Knock-knock. “Who’s there?” Duties. “Duties who?” Duties pants make my butt look big?
Knock-knock. “Who’s there?” Abracadabra! “Abracadabra who?” You were supposed to turn into a toad. It usually works.
Knock-knock. “Who’s there?” Jimmy. “I’m going to call the cops.” I love you. “Quit stalking me.”
Knock-knock. “Who’s there?” Help! There’s a werewolf chasing me! “Help, there’s a werewolf chasing me who?” This isn’t a joke, I’m serious. “This isn’t a joke, I’m serious who?” Are you for real? Open the door! It’s coming! “Are you for real, open the door, it’s coming who?” (screaming) “Uh, AHHHHHH who?”

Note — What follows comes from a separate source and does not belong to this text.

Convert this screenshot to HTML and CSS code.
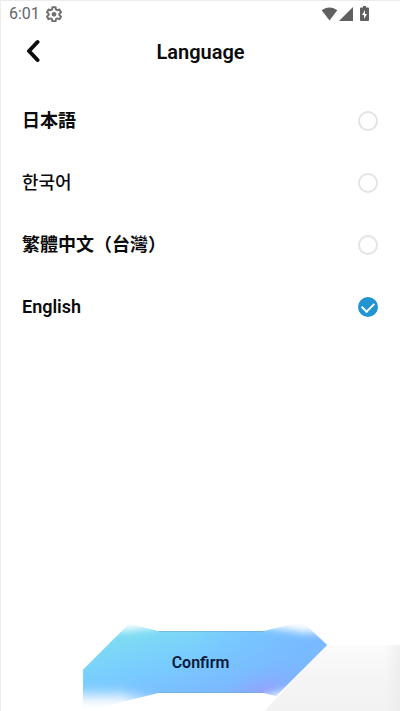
FILE: index.html
```html
<!DOCTYPE html>
<html lang="en">
<head>
<meta charset="utf-8">
<meta name="viewport" content="width=device-width, initial-scale=1">
<title>Language</title>
<link rel="stylesheet" href="styles.css">
</head>
<body>
<div class="screen">
  <div class="status">
    <span class="time">6:01</span>
    <svg class="gear" viewBox="0 0 24 24" aria-hidden="true">
      <path d="M9.600 2h4.800l.6 3.200 2 1.200 3.100-1.100 2.400 4.100-2.500 2.100v2l2.500 2.100-2.400 4.100-3.100-1.100-2 1.200-.6 3.200H9.600l-.6-3.200-2-1.200-3.100 1.100-2.400-4.100L4 13.500v-2L1.500 9.400l2.400-4.100L7 6.400l2-1.200z"/>
      <circle cx="12" cy="12.500" r="3.600"/>
    </svg>
    <span class="signals">
      <svg class="wifi" viewBox="0 0 16 14" aria-hidden="true"><path d="M8 13.500.2 3.300C4.500-.6 11.500-.6 15.800 3.300z"/></svg>
      <svg class="cell" viewBox="0 0 14 14" aria-hidden="true"><path d="M14 0v14H0z"/></svg>
      <svg class="battery" viewBox="0 0 9 15" aria-hidden="true"><path fill-rule="evenodd" d="M3 0h3v1.500h2a1 1 0 0 1 1 1V14a1 1 0 0 1-1 1H1a1 1 0 0 1-1-1V2.500a1 1 0 0 1 1-1h2zM5 4 2 9h2v4l3-5H5z"/></svg>
    </span>
  </div>
  <header class="header">
    <button class="back" type="button" aria-label="Back">
      <svg viewBox="0 0 14 24" aria-hidden="true"><path d="M11.500 3 3 12l8.500 9"/></svg>
    </button>
    <h1 class="title">Language</h1>
  </header>
  <form class="form">
    <div class="options">
      <label class="option" lang="ja"><span class="name">日本語</span><input class="radio" type="radio" name="language"></label>
      <label class="option" lang="ko"><span class="name medium">한국어</span><input class="radio" type="radio" name="language"></label>
      <label class="option" lang="zh-TW"><span class="name">繁體中文（台灣）</span><input class="radio" type="radio" name="language"></label>
      <label class="option"><span class="name">English</span><input class="radio" type="radio" name="language" checked></label>
    </div>
    <div class="footer">
      <svg class="art" viewBox="0 0 400 96" preserveAspectRatio="none" aria-hidden="true">
        <defs>
          <linearGradient id="fill" gradientUnits="userSpaceOnUse" x1="160" y1="10" x2="182" y2="92">
            <stop offset="0" stop-color="#7edcf2"/>
            <stop offset=".45" stop-color="#78ccff"/>
            <stop offset="1" stop-color="#7cb6ff"/>
          </linearGradient>
          <radialGradient id="violet" gradientUnits="userSpaceOnUse" cx="0" cy="0" r="1" gradientTransform="translate(262 76) rotate(-20) scale(60 28)">
            <stop offset="0" stop-color="#98a0ff" stop-opacity=".9"/>
            <stop offset="1" stop-color="#7cb6ff" stop-opacity="0"/>
          </radialGradient>
          <linearGradient id="shade" gradientUnits="userSpaceOnUse" x1="190" y1="0" x2="327" y2="0">
            <stop offset="0" stop-color="#78bcff" stop-opacity="0"/>
            <stop offset="1" stop-color="#78b8ff"/>
          </linearGradient>
          <linearGradient id="grey" x1="0" y1="0" x2="0" y2="1">
            <stop offset="0" stop-color="#fbfbfb"/>
            <stop offset=".5" stop-color="#f5f5f5"/>
            <stop offset="1" stop-color="#f2f2f2"/>
          </linearGradient>
          <linearGradient id="side" gradientUnits="userSpaceOnUse" x1="385" y1="0" x2="400" y2="0">
            <stop offset="0" stop-color="#e8e8e8" stop-opacity="0"/>
            <stop offset="1" stop-color="#e8e8e8" stop-opacity=".6"/>
          </linearGradient>
          <filter id="soft" filterUnits="userSpaceOnUse" x="20" y="-30" width="360" height="180">
            <feGaussianBlur stdDeviation="0 4"/>
          </filter>
          <filter id="softer" filterUnits="userSpaceOnUse" x="20" y="-30" width="360" height="180">
            <feGaussianBlur stdDeviation="0 7"/>
          </filter>
          <clipPath id="outline">
            <path d="M82 55 137 0H295L327 30 258 99H82z"/>
          </clipPath>
          <clipPath id="fan-left-top"><path d="M60-8 158 16H164V50H60z"/></clipPath>
          <clipPath id="fan-left-bottom"><path d="M60 46H164V78H158L60 102z"/></clipPath>
          <clipPath id="fan-right"><path d="M257 16H263L340-2V97L263 78H257z"/></clipPath>
          <mask id="fade" maskUnits="userSpaceOnUse" x="60" y="-10" width="280" height="120">
            <path fill="#fff" d="M158 16H263V78H158z"/>
            <g fill="#fff" clip-path="url(#fan-left-top)"><path filter="url(#soft)" d="M50 15H127L170 10V80H50z"/></g>
            <g fill="#fff" clip-path="url(#fan-left-bottom)"><path filter="url(#softer)" d="M50 10H170V92L120 80 82 80H50z"/></g>
            <g fill="#fff" clip-path="url(#fan-right)"><path filter="url(#soft)" d="M250 9 302 17H350V77H283L250 86z"/></g>
          </mask>
        </defs>
        <path fill="url(#grey)" d="M327 30H400V96H264z"/>
        <path fill="url(#side)" d="M385 30H400V96H385z"/>
        <g clip-path="url(#outline)">
          <g mask="url(#fade)">
            <path fill="url(#fill)" d="M80-10H330V106H80z"/>
            <path fill="url(#shade)" d="M190-10H330V106H190z"/>
            <path fill="url(#violet)" d="M190-10H330V106H190z"/>
          </g>
        </g>
        <path class="edge" d="M158 16.500H263M158 77.500H263"/>
      </svg>
      <button class="confirm" type="button">Confirm</button>
    </div>
  </form>
</div>
</body>
</html>
```

FILE: styles.css
```css
* {
  box-sizing: border-box;
}

body {
  margin: 0;
  background: #fff;
  color: #0b0b0d;
  font-family: Roboto, "Noto Sans CJK JP", sans-serif;
}

.screen {
  display: flex;
  flex-direction: column;
  min-height: 100vh;
  border-top: 1px solid #ececec;
  border-left: 1px solid #ececec;
}

.status {
  display: flex;
  align-items: center;
  height: 25px;
  padding: 0 31px 0 8px;
  color: #666;
}

.time {
  font-size: 16px;
  line-height: 24px;
}

.gear {
  width: 16px;
  height: 16px;
  margin-left: 6px;
  fill: none;
  stroke: #707070;
  stroke-width: 3;
  stroke-linejoin: round;
}

.gear circle {
  fill: #707070;
  stroke: none;
}

.signals {
  display: flex;
  align-items: center;
  margin-left: auto;
  fill: #606060;
}

.wifi {
  width: 17px;
  height: 14px;
}

.cell {
  width: 14px;
  height: 14px;
  margin-left: 1px;
}

.battery {
  width: 9px;
  height: 15px;
  margin-left: 7px;
}

.header {
  display: grid;
  grid-template-columns: 48px 1fr 48px;
  align-items: center;
  height: 52px;
}

.back {
  display: flex;
  padding: 0 0 2px 25px;
  border: 0;
  background: none;
}

.back svg {
  width: 14px;
  height: 24px;
  fill: none;
  stroke: #0b0b0d;
  stroke-width: 4;
  stroke-linecap: round;
  stroke-linejoin: round;
}

.title {
  margin: 0;
  font-size: 20px;
  line-height: 28px;
  font-weight: 600;
  text-align: center;
}

.form {
  display: flex;
  flex: 1;
  flex-direction: column;
  justify-content: space-between;
}

.options {
  padding-top: 12px;
}

.option {
  display: flex;
  align-items: center;
  justify-content: space-between;
  min-height: 62px;
  padding: 0 22px 0 21px;
}

.name {
  font-size: 18px;
  line-height: 24px;
  font-weight: 600;
}

.medium {
  font-weight: 500;
}

.option:lang(ko) {
  font-family: Roboto, "Noto Sans CJK KR", sans-serif;
}

.option:lang(zh) {
  font-family: Roboto, "Noto Sans CJK TC", sans-serif;
}

.radio {
  appearance: none;
  display: grid;
  place-items: center;
  width: 20px;
  height: 20px;
  margin: 0;
  border: 2px solid #e4e4e4;
  border-radius: 50%;
}

.radio:checked {
  border-color: #2294d2;
  background: #2294d2;
}

.radio:checked::before {
  content: "";
  width: 10px;
  height: 6px;
  margin-bottom: 3px;
  border: solid #fff;
  border-width: 0 0 2px 2px;
  transform: rotate(-45deg);
}

.footer {
  position: relative;
  display: flex;
  justify-content: center;
  padding: 16px 0 18px;
}

.art {
  position: absolute;
  inset: 0;
  width: 100%;
  height: 100%;
}

.edge {
  stroke: #6aa9cf;
  stroke-opacity: .6;
}

.confirm {
  position: relative;
  width: 60%;
  height: 62px;
  padding: 2px 0 0;
  border: 0;
  background: none;
  color: #0a1a3c;
  font: 600 16px/24px Roboto, sans-serif;
}
```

Knock-knock. “Who’s there?” A werewolf. “A werewolf who?” A werewolf who’s still hungry. Let me in.
Knock-knock. “Who’s there?” James. “James who?” Just James. “Your voice sounds familiar…” I love you. “Jimmy? That’s it, I’m calling the cops.”
Knock-knock. “Who’s there?” Highlander. “Highlander who?” How many Highlanders do you know? There can be only one.
Knock-knock. “Who’s there?” Doctor. “Doctor who?” No, Dr. Who isn’t real. I’m Dr. Wang and I’m here to check your prostate.
Knock-knock. “Who’s there?” A gorilla. “Holy crap, a talking gorilla!”
Knock-knock. “Who’s there?” Pizza. “Holy crap, a talking pizza!” No, idiot. Did you order a pizza?
Knock-knock. “Who’s there?” You are now my robot, and at the sound of my voice, you will obey my every command and repeat everything I say whilst adding a ‘who’ at the end of your sentences. “You are now my robot, and at the sound of my voice, you will obey my every command and repeat everything I say whilst adding a ‘who’ at the end of your sentences who?” Good, good. Now go and destroy half of the city, my faithful robot.
Okay, that's enough.
So those are my knock-knock jokes. I know most of them don’t follow the exact guidelines for an acceptable knock-knock joke, but no knock-knock joke is acceptable in my mind. Sorry if I offended any knock-knock joke enthusiasts.